I am blaming Better Words podcast for this.

So, I was listening to a random episode when the hosts, Michelle and Caitlin, were chatting about podcasts they listen to. One of them mentioned a recent discovery - The Babysitters Club Club - and how it was funny, thoughtful and cool to hear two guys reread and chat about the book series. Now, I have fallen out of love with my recent podcast obsessions (so much so, I had unsubscribed to several of my faves - Nightvale, No Such Thing As Fish, etc) and scared of going near news/comedy based shows (Brexitcast and Friday Night Comedy from BBC Radio 4), I thought I would give this a whirl. But I didn't. I never read Babysitters Club so wasn't sure if I would enjoy it. So, I wondered what books I read when I was younger. And the answer jumped into my head very quickly: didn't I go through a year-long phase of reading KA Applegate's Animorphs? And look, there's two Animorphs podcasts you can listen to - Thought-Speak and Morph Club.

So, after binging random episodes of Animorphs books I never read (my obsession lasted a year and I think I quit the series halfway though the David trilogy so around book 21/22), I thought What if. A dangerous question but what if this series was super awesome and stupid preteen me quit too soon? Shouldn't I go back and see if it holds up? So, probably against my better judgement, I bought a very battered second-hand copy of the first Animorphs book I ever read: The Forgotten (aka book 11 of the series).

Ok, before I go further, history lesson time! Animorphs was a sci-fi series, written between 1996 to 2001-ish) about five preteens (well, at the start of the series) seeing a spaceship crash and, after trying to save the alien's life, gaining the power to morph. This power comes with a huge problems as these five are the only ones that can stop a secret alien invasion of the Yeerks coming to take over the planet. The series was written under the pen-name KA Applegate (which was wife and husband duo, Katherine Applegate and Michael Grant) and then, around book 25, was ghostwritten (though Applegate gave highly detailed outlines for each book).

Apparently, Scholastic tried to reboot the series in 2011 with new covers and update some pop culture reference but, due to poor sales, they stopped this after republishing the eight book in the series, The Alien. Since then, this series has been out of print and can only get second hand.

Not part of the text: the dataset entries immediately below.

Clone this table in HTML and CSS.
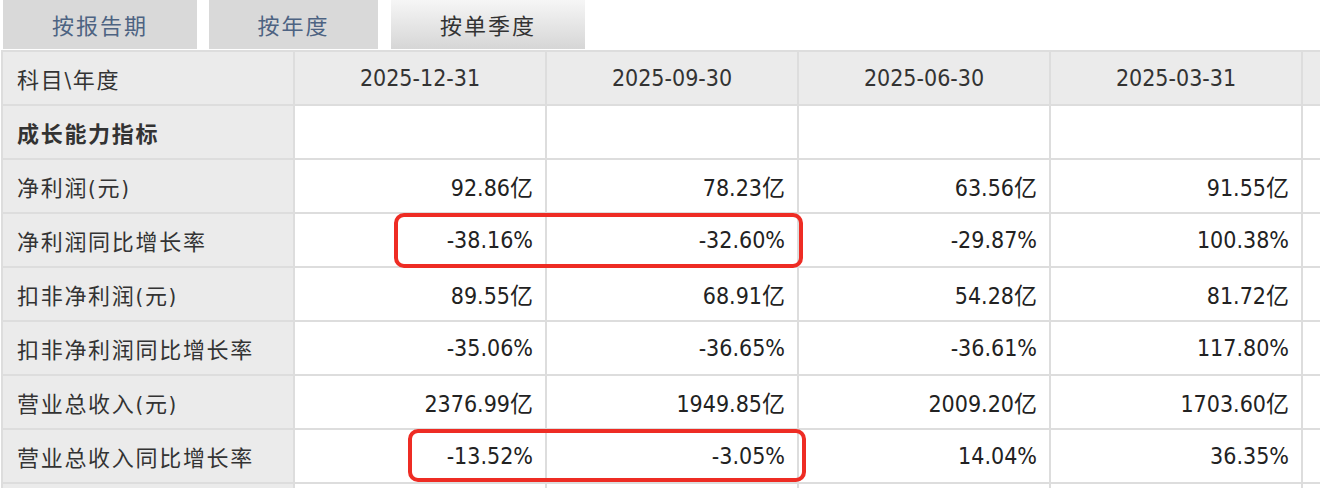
FILE: index.html
```html
<!DOCTYPE html>
<html lang="zh-CN">
<head>
<meta charset="utf-8">
<title>成长能力指标</title>
<link rel="stylesheet" href="styles.css">
</head>
<body>
<div class="page">
  <div class="tabs">
    <div class="tab tab-1">按报告期</div>
    <div class="tab tab-2">按年度</div>
    <div class="tab tab-3 active">按单季度</div>
  </div>
  <div class="grid">
    <div class="cell head label">科目\年度</div>
    <div class="cell head date">2025-12-31</div>
    <div class="cell head date">2025-09-30</div>
    <div class="cell head date">2025-06-30</div>
    <div class="cell head date">2025-03-31</div>
    <div class="cell head date"></div>

    <div class="cell label bold">成长能力指标</div>
    <div class="cell num"></div>
    <div class="cell num"></div>
    <div class="cell num"></div>
    <div class="cell num"></div>
    <div class="cell num"></div>

    <div class="cell label">净利润(元)</div>
    <div class="cell num">92.86亿</div>
    <div class="cell num">78.23亿</div>
    <div class="cell num">63.56亿</div>
    <div class="cell num">91.55亿</div>
    <div class="cell num"></div>

    <div class="cell label">净利润同比增长率</div>
    <div class="cell num">-38.16%</div>
    <div class="cell num">-32.60%</div>
    <div class="cell num">-29.87%</div>
    <div class="cell num">100.38%</div>
    <div class="cell num"></div>

    <div class="cell label">扣非净利润(元)</div>
    <div class="cell num">89.55亿</div>
    <div class="cell num">68.91亿</div>
    <div class="cell num">54.28亿</div>
    <div class="cell num">81.72亿</div>
    <div class="cell num"></div>

    <div class="cell label">扣非净利润同比增长率</div>
    <div class="cell num">-35.06%</div>
    <div class="cell num">-36.65%</div>
    <div class="cell num">-36.61%</div>
    <div class="cell num">117.80%</div>
    <div class="cell num"></div>

    <div class="cell label">营业总收入(元)</div>
    <div class="cell num">2376.99亿</div>
    <div class="cell num">1949.85亿</div>
    <div class="cell num">2009.20亿</div>
    <div class="cell num">1703.60亿</div>
    <div class="cell num"></div>

    <div class="cell label">营业总收入同比增长率</div>
    <div class="cell num">-13.52%</div>
    <div class="cell num">-3.05%</div>
    <div class="cell num">14.04%</div>
    <div class="cell num">36.35%</div>
    <div class="cell num"></div>

    <div class="cell label"></div>
    <div class="cell num"></div>
    <div class="cell num"></div>
    <div class="cell num"></div>
    <div class="cell num"></div>
    <div class="cell num"></div>
  </div>
  <div class="mark mark-1"></div>
  <div class="mark mark-2"></div>
</div>
</body>
</html>
```

FILE: styles.css
```css
html, body {
  margin: 0;
  padding: 0;
  background: #ffffff;
  overflow: hidden;
}

.page {
  position: relative;
  width: 1320px;
  height: 488px;
  overflow: hidden;
  font-family: "DejaVu Sans Condensed", "DejaVu Sans", "Noto Sans CJK SC", sans-serif;
  font-stretch: condensed;
}

.tabs {
  display: flex;
  height: 49px;
  margin-bottom: 1px;
  padding-left: 3px;
}

.tab {
  display: flex;
  align-items: center;
  justify-content: center;
  background: #d9d9d9;
  color: #4d6382;
  font-family: "Noto Sans CJK SC", sans-serif;
  font-size: 22px;
  letter-spacing: 2px;
  padding-bottom: 2px;
  box-sizing: border-box;
}

.tab-1 { width: 194px; }
.tab-2 { width: 169px; margin-left: 12px; }
.tab-3 { width: 194px; margin-left: 13px; }

.tab.active {
  color: #333333;
  background: linear-gradient(#f6f6f6, #d6d6d6);
}

.grid {
  display: grid;
  grid-template-columns: 290px repeat(5, 250px);
  grid-auto-rows: 52px;
  gap: 2px;
  padding: 2px 0 0 2px;
  margin-left: 1px;
  background: #dddddd;
  width: max-content;
}

.cell {
  display: flex;
  align-items: center;
  background: #ffffff;
  color: #222222;
  font-size: 23px;
  box-sizing: border-box;
  white-space: nowrap;
}

.head {
  background: #ebebeb;
  color: #333333;
}

.date {
  justify-content: center;
}

.label {
  background: #ebebeb;
  color: #333333;
  padding-left: 14px;
  font-size: 22px;
  letter-spacing: 1.7px;
}

.label.bold {
  font-weight: bold;
}

.num {
  justify-content: flex-end;
  padding-right: 12px;
}

.mark {
  position: absolute;
  border: 4px solid #ee2c24;
  border-radius: 10px;
  box-sizing: border-box;
}

.mark-1 {
  left: 394px;
  top: 213px;
  width: 409px;
  height: 55px;
}

.mark-2 {
  left: 408px;
  top: 429px;
  width: 398px;
  height: 53px;
}
```
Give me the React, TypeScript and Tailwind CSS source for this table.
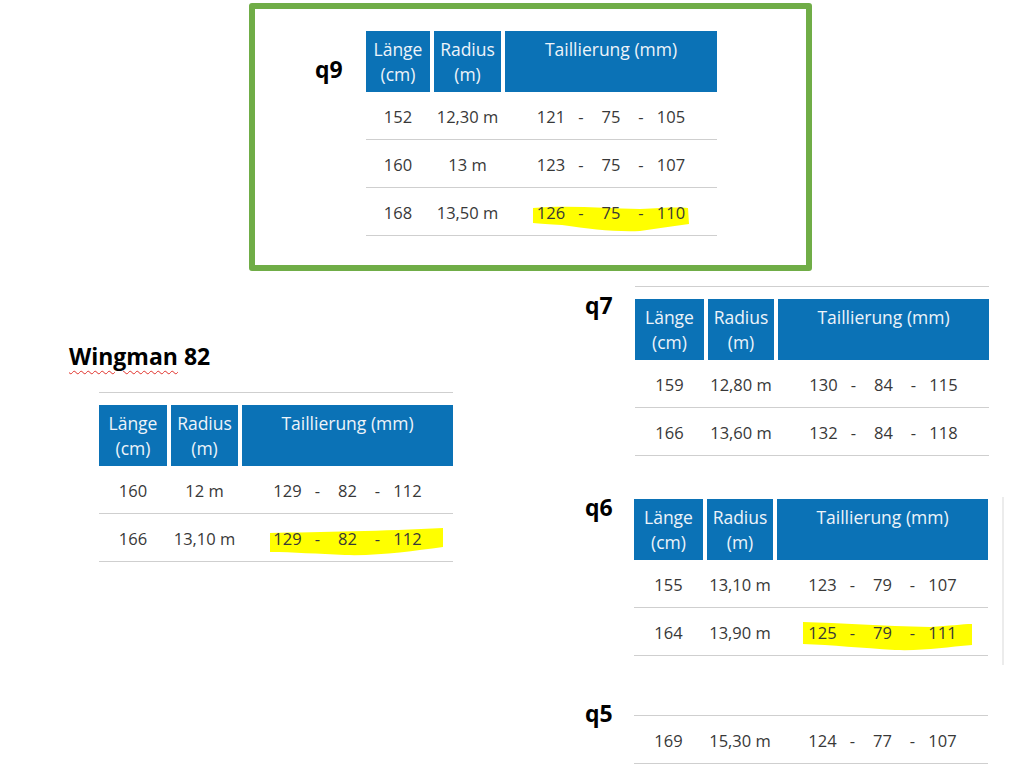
import React from "react";

type Row = { len: string; rad: string; t: [string, string, string] };

const body = { fontFamily: '"Open Sans", "Noto Sans", sans-serif' };
const bold = { fontFamily: '"Open Sans", "Noto Sans", sans-serif' };

function Taill({ t }: { t: [string, string, string] }) {
  return (
    <div className="flex justify-center">
      <span className="w-[32px] text-center">{t[0]}</span>
      <span className="w-[28px] text-center">-</span>
      <span className="w-[32px] text-center">{t[1]}</span>
      <span className="w-[28px] text-center">-</span>
      <span className="w-[32px] text-center">{t[2]}</span>
    </div>
  );
}

function Table({
  cols,
  rows,
  header = true,
  topLine = false,
}: {
  cols: [string, string, string];
  rows: Row[];
  header?: boolean;
  topLine?: boolean;
}) {
  return (
    <div className="flex flex-col" style={body}>
      {topLine && <div className="h-px bg-[#cfcfcf] w-full" />}
      {topLine && header && <div className="h-[12px]" />}
      {header && (
        <div className="flex gap-[4px] h-[61px] text-[17.5px] leading-[25px] text-[#eef4fa]">
          <div className={`${cols[0]} bg-[#0b72b6] flex flex-col items-center pt-[6px]`}>
            <span>Länge</span>
            <span>(cm)</span>
          </div>
          <div className={`${cols[1]} bg-[#0b72b6] flex flex-col items-center pt-[6px]`}>
            <span>Radius</span>
            <span>(m)</span>
          </div>
          <div className={`${cols[2]} bg-[#0b72b6] flex flex-col items-center pt-[6px]`}>
            <span>Taillierung (mm)</span>
          </div>
        </div>
      )}
      {rows.map((r, i) => (
        <div
          key={i}
          className="flex gap-[4px] h-[48px] items-center pt-[4px] border-b border-[#cfcfcf] text-[16.5px] text-[#383838]"
        >
          <div className={`${cols[0]} text-center`}>{r.len}</div>
          <div className={`${cols[1]} text-center`}>{r.rad}</div>
          <div className={cols[2]}>
            <Taill t={r.t} />
          </div>
        </div>
      ))}
    </div>
  );
}

function Label({ children }: { children: React.ReactNode }) {
  return (
    <div className="text-[23px] leading-[22px] font-bold text-black" style={bold}>
      {children}
    </div>
  );
}

export default function App() {
  return (
    <div className="relative w-[1014px] h-[778px] bg-white overflow-hidden">
      {/* highlighter strokes */}
      <svg className="absolute inset-0" width="1014" height="778" viewBox="0 0 1014 778">
        <path
          d="M533,208 C565,205 605,208 640,209 C662,208 676,207 688,208 L689,224 C672,226 656,229 640,231 C614,232 590,229 562,225 C549,224 540,224 533,223 Z"
          fill="#ffff00"
        />
        <path
          d="M270,533 C320,532 385,531 443,528 L443,547 C412,551 380,556 345,555 C318,554 293,552 270,552 Z"
          fill="#ffff00"
        />
        <path
          d="M803,622 C840,623 882,626 930,627 C950,626 962,624 972,624 L972,645 C946,647 925,651 895,650 C862,648 832,645 803,644 Z"
          fill="#ffff00"
        />
      </svg>

      {/* q9 green box */}
      <div className="absolute left-[249px] top-[3px] w-[563px] h-[268px] border-[6px] border-[#70ad47] rounded-[3px] pl-[60px] pt-[22px] flex">
        <div className="w-[51px] mt-[27px]">
          <Label>q9</Label>
        </div>
        <Table
          cols={["w-[64px]", "w-[67px]", "w-[212px]"]}
          rows={[
            { len: "152", rad: "12,30 m", t: ["121", "75", "105"] },
            { len: "160", rad: "13 m", t: ["123", "75", "107"] },
            { len: "168", rad: "13,50 m", t: ["126", "75", "110"] },
          ]}
        />
      </div>

      {/* Wingman 82 */}
      <div className="absolute left-[69px] top-[345px] flex flex-col">
        <div className="text-[23px] leading-[22px] font-bold text-black" style={bold}>
          <span className="underline decoration-wavy decoration-[#e0302a] decoration-1 underline-offset-[5px]">
            Wingman
          </span>{" "}
          82
        </div>
        <div className="ml-[30px] mt-[25px]">
          <Table
            topLine
            cols={["w-[68px]", "w-[67px]", "w-[211px]"]}
            rows={[
              { len: "160", rad: "12 m", t: ["129", "82", "112"] },
              { len: "166", rad: "13,10 m", t: ["129", "82", "112"] },
            ]}
          />
        </div>
      </div>

      {/* q7 */}
      <div className="absolute left-[585px] top-[286px] flex">
        <div className="w-[50px] mt-[8px]">
          <Label>q7</Label>
        </div>
        <Table
          topLine
          cols={["w-[69px]", "w-[66px]", "w-[211px]"]}
          rows={[
            { len: "159", rad: "12,80 m", t: ["130", "84", "115"] },
            { len: "166", rad: "13,60 m", t: ["132", "84", "118"] },
          ]}
        />
      </div>

      {/* q6 */}
      <div className="absolute left-[585px] top-[496px] flex">
        <div className="w-[49px]">
          <Label>q6</Label>
        </div>
        <div className="mt-[3px]">
          <Table
            cols={["w-[69px]", "w-[66px]", "w-[211px]"]}
            rows={[
              { len: "155", rad: "13,10 m", t: ["123", "79", "107"] },
              { len: "164", rad: "13,90 m", t: ["125", "79", "111"] },
            ]}
          />
        </div>
      </div>
      <div className="absolute left-[1002px] top-[497px] w-[2px] h-[168px] bg-[#ececec]" />

      {/* q5 */}
      <div className="absolute left-[585px] top-[702px] flex">
        <div className="w-[49px]">
          <Label>q5</Label>
        </div>
        <div className="mt-[13px]">
          <Table
            topLine
            header={false}
            cols={["w-[69px]", "w-[66px]", "w-[211px]"]}
            rows={[{ len: "169", rad: "15,30 m", t: ["124", "77", "107"] }]}
          />
        </div>
      </div>
    </div>
  );
}
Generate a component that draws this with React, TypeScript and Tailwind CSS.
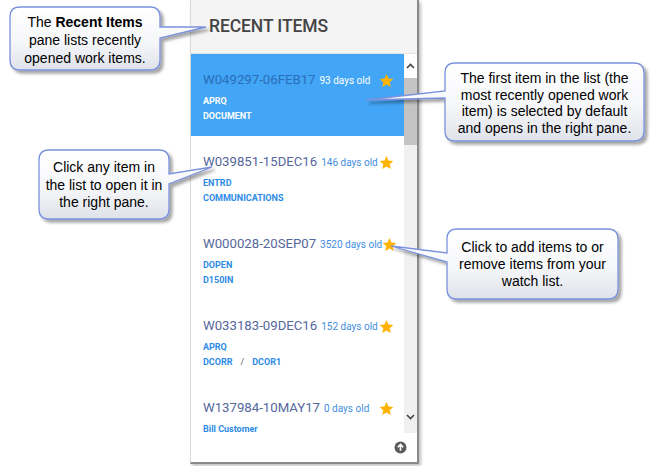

And with that out of the way, The Forgotten. The eleventh book in the series (and told from Jake's POV), we follow the Animorphs who discover someone crashed a Yeerk spaceship. But the Animorphs decide to try and get he spaceship and show Earth that they are being invaded. But with Jake getting weird flashes of something, the Animorphs and some of the Yeerks (including the leader of the invasion, Visser Three) find themselves in another place, another time, and with little to no way of getting home...

I read this in two hours. It wasn't that taxing and it was nice to read something I could switch my brain off to. And I get why my preteen self enjoyed reading this. It was fast paced, and it was fun to read. We had kids and aliens transforming into animals and fighting back against aliens.

But, my 30-something year old self does go "You know, if this series was going to do a true reboot, then this book would be much longer than 170-odd pages, the type would be smaller and the plot would be much much darker".

I think there has been a definite change in stories and their tone from when this was first published (in the UK, 1998) and now (2018 - 20 years gap!). The books would have been longer, darker, gritter and maybe not so long a series run (Animorphs ran for 52 books and this doesn't include the spinoff books such as Megamorphs, the Chronicles and Choose Your Own Anternamorphs [which I didn't know existed till researching this!]).

Although this was a nice nostalgia read (I did buy another secondhand book from another KA Applegate series, Everworld - because, apparently, I have more money then sense), it shows how much I have grown and changed as a reader over the past *mumbles so no-one hears exact number* years.